**RECORDED INFORMATION:**
* START *

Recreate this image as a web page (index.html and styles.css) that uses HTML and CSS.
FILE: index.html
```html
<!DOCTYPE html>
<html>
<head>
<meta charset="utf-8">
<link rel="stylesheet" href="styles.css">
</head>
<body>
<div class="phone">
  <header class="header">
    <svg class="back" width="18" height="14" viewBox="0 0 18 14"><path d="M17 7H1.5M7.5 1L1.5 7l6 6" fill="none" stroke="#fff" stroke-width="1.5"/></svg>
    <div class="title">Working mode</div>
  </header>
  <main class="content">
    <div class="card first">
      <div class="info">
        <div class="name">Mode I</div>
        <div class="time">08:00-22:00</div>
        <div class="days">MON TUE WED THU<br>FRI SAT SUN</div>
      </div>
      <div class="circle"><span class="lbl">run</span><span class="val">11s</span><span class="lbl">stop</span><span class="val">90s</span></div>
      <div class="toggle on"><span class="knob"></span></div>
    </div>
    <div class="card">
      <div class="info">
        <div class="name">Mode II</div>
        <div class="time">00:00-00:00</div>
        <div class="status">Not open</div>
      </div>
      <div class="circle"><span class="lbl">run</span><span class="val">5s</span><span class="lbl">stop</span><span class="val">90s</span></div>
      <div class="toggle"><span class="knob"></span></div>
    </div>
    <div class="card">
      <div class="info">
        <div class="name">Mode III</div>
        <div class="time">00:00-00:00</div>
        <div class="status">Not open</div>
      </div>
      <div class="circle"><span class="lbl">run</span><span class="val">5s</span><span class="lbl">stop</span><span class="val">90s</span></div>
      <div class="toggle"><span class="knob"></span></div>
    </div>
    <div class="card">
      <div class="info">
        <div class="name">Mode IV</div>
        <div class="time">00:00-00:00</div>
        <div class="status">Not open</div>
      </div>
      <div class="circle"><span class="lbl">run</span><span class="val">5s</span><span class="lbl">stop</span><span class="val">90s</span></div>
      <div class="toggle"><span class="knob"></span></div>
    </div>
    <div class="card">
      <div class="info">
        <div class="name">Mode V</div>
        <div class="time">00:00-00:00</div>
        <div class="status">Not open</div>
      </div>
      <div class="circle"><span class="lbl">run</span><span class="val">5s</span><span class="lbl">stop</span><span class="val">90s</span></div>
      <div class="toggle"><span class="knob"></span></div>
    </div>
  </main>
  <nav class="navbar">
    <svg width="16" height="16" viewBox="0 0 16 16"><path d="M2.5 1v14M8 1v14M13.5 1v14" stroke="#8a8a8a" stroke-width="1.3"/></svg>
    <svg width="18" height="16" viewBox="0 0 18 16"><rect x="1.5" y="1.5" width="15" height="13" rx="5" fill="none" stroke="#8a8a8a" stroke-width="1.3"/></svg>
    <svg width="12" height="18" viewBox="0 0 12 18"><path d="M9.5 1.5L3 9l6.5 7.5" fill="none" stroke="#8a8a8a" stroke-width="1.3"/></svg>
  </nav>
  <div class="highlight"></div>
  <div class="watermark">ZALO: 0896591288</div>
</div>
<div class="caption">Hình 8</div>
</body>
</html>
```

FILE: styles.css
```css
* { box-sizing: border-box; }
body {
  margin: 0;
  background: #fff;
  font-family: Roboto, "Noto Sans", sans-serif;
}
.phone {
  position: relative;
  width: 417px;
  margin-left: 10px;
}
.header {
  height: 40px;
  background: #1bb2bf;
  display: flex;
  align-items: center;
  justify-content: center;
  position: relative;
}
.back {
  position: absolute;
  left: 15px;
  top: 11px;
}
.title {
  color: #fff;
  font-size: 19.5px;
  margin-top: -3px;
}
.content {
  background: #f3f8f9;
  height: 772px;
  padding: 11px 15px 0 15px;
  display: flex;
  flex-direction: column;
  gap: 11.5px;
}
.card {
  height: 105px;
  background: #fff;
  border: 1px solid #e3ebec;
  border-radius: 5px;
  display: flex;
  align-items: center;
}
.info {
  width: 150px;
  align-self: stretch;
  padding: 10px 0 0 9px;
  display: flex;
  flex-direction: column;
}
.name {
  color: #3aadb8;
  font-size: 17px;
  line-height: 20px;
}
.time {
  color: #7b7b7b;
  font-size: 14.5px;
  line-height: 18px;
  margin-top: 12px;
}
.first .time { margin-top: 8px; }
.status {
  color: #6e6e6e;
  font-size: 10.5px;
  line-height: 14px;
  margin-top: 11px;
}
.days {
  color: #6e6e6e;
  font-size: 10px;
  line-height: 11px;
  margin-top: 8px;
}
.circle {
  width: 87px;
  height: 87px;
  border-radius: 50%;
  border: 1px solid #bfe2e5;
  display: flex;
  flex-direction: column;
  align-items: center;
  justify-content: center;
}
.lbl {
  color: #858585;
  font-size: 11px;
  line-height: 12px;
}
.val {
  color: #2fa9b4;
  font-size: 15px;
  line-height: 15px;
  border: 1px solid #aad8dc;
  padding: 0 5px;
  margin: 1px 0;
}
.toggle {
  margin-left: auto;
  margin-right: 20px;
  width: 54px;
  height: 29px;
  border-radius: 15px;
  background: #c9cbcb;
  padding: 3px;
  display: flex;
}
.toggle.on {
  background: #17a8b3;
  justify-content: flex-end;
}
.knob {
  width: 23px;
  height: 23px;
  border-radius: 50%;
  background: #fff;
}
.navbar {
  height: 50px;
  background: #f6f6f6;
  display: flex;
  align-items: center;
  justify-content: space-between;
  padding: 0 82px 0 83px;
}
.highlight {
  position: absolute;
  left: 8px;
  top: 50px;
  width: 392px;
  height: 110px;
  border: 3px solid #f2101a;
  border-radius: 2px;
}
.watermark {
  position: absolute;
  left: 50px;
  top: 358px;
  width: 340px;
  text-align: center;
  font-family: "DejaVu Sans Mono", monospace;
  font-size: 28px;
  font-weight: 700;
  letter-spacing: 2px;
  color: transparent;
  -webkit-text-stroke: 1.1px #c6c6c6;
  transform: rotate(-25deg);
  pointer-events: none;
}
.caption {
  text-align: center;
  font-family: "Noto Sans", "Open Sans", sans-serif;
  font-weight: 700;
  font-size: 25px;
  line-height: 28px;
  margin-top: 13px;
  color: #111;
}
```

* END *

**EXERCISE GOAL:**
Provide only the count of lines in the data above that include the string "styles".

**FULL SOLUTION:**
3